* [Problem to work on] Pick out each line containing the string "this".

* [Extracted data]
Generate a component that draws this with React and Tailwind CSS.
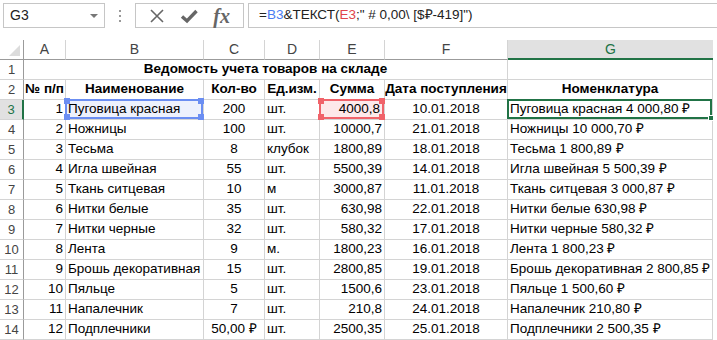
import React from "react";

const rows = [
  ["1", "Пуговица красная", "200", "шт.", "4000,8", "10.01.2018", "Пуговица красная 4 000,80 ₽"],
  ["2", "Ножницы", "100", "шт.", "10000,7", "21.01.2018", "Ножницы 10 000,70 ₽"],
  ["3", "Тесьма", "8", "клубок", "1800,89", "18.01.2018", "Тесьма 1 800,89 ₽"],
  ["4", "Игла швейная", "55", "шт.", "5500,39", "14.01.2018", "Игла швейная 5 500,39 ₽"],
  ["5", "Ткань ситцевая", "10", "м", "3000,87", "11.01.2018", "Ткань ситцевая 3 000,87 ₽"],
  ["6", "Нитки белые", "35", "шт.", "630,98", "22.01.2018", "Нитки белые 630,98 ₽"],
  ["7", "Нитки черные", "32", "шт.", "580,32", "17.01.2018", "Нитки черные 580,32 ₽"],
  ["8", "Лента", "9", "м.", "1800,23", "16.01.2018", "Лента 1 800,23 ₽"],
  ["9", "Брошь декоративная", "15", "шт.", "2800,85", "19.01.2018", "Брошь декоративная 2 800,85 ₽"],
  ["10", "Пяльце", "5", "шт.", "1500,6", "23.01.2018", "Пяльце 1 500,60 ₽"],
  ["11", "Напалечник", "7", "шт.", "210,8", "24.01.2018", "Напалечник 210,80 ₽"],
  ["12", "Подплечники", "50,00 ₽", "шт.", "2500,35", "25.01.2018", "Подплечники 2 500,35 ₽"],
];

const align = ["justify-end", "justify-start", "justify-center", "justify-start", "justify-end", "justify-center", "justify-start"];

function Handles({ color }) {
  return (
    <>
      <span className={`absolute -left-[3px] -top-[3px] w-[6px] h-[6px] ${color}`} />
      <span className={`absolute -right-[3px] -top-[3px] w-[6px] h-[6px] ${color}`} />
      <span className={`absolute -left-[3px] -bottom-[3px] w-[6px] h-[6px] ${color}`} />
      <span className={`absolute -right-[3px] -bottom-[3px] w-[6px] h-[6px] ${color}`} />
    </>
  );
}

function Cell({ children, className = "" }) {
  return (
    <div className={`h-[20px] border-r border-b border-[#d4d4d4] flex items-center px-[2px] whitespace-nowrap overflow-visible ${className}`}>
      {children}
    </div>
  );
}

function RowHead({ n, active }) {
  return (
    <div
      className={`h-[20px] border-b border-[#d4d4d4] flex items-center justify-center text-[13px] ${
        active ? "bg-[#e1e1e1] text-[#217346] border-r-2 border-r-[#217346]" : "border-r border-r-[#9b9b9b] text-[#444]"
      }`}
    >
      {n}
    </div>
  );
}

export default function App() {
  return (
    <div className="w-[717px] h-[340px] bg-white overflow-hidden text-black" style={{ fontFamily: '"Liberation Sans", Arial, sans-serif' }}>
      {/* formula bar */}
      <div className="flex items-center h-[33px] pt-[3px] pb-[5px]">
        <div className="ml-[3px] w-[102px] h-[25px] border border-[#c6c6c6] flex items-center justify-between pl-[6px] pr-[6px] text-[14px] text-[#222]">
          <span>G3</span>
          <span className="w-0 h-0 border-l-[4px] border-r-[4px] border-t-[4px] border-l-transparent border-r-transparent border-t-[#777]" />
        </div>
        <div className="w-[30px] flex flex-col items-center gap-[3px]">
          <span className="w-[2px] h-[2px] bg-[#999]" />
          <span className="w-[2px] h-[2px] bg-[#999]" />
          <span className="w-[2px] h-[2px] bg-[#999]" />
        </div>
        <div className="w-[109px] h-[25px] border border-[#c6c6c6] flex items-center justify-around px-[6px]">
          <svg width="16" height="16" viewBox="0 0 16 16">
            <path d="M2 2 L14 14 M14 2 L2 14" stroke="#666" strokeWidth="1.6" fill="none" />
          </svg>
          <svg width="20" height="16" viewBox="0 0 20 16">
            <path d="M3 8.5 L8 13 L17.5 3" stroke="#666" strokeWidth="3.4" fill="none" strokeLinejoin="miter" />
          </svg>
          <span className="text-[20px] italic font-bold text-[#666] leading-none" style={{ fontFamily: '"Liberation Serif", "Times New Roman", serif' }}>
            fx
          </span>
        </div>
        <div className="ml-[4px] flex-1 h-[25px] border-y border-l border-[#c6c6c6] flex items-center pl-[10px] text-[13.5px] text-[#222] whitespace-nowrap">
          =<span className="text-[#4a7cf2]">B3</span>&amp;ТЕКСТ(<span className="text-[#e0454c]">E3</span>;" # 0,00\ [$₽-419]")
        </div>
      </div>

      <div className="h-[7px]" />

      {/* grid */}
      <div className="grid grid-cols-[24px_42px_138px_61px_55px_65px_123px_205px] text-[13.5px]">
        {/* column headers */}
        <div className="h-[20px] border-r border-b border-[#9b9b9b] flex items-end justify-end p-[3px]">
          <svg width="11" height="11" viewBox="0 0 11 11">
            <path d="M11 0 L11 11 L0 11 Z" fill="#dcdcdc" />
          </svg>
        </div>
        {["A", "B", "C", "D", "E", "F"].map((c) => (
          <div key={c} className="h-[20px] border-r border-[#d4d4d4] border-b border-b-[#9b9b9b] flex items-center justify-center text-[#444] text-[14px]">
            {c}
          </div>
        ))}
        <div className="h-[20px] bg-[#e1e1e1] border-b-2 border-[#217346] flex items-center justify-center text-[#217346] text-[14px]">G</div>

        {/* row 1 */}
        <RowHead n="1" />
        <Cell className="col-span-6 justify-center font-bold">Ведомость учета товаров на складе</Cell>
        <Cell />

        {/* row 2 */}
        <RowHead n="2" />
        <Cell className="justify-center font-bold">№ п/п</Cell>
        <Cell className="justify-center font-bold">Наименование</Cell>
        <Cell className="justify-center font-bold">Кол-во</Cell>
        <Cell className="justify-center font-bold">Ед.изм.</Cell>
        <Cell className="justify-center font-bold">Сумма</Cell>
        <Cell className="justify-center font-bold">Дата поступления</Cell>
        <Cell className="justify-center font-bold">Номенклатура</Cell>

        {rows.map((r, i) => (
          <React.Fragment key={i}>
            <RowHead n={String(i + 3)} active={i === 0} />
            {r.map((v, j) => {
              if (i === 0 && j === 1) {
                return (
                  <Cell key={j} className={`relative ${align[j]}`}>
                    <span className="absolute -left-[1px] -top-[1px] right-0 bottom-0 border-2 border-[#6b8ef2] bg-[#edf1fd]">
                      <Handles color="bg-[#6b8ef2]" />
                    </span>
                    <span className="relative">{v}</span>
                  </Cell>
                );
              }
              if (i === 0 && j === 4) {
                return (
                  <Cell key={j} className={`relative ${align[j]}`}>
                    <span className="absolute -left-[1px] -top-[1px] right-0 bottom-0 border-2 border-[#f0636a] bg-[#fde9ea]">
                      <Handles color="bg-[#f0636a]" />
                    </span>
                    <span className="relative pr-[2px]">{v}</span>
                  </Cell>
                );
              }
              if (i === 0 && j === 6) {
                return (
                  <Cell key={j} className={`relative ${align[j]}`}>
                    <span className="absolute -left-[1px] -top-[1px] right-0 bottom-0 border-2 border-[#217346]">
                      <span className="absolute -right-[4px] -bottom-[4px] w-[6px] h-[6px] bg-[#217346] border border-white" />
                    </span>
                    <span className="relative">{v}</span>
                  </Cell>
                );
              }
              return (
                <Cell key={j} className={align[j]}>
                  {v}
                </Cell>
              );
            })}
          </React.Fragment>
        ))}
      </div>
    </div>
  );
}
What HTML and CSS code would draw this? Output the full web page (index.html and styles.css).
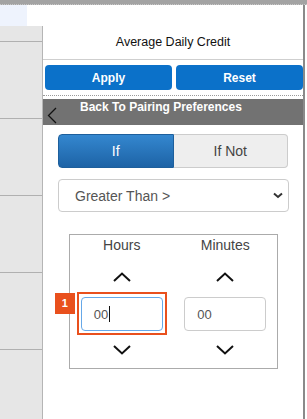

* [Exercise output]
Generate a component that draws this with React and Tailwind CSS.
What HTML and CSS code would draw this? Output the full web page (index.html and styles.css).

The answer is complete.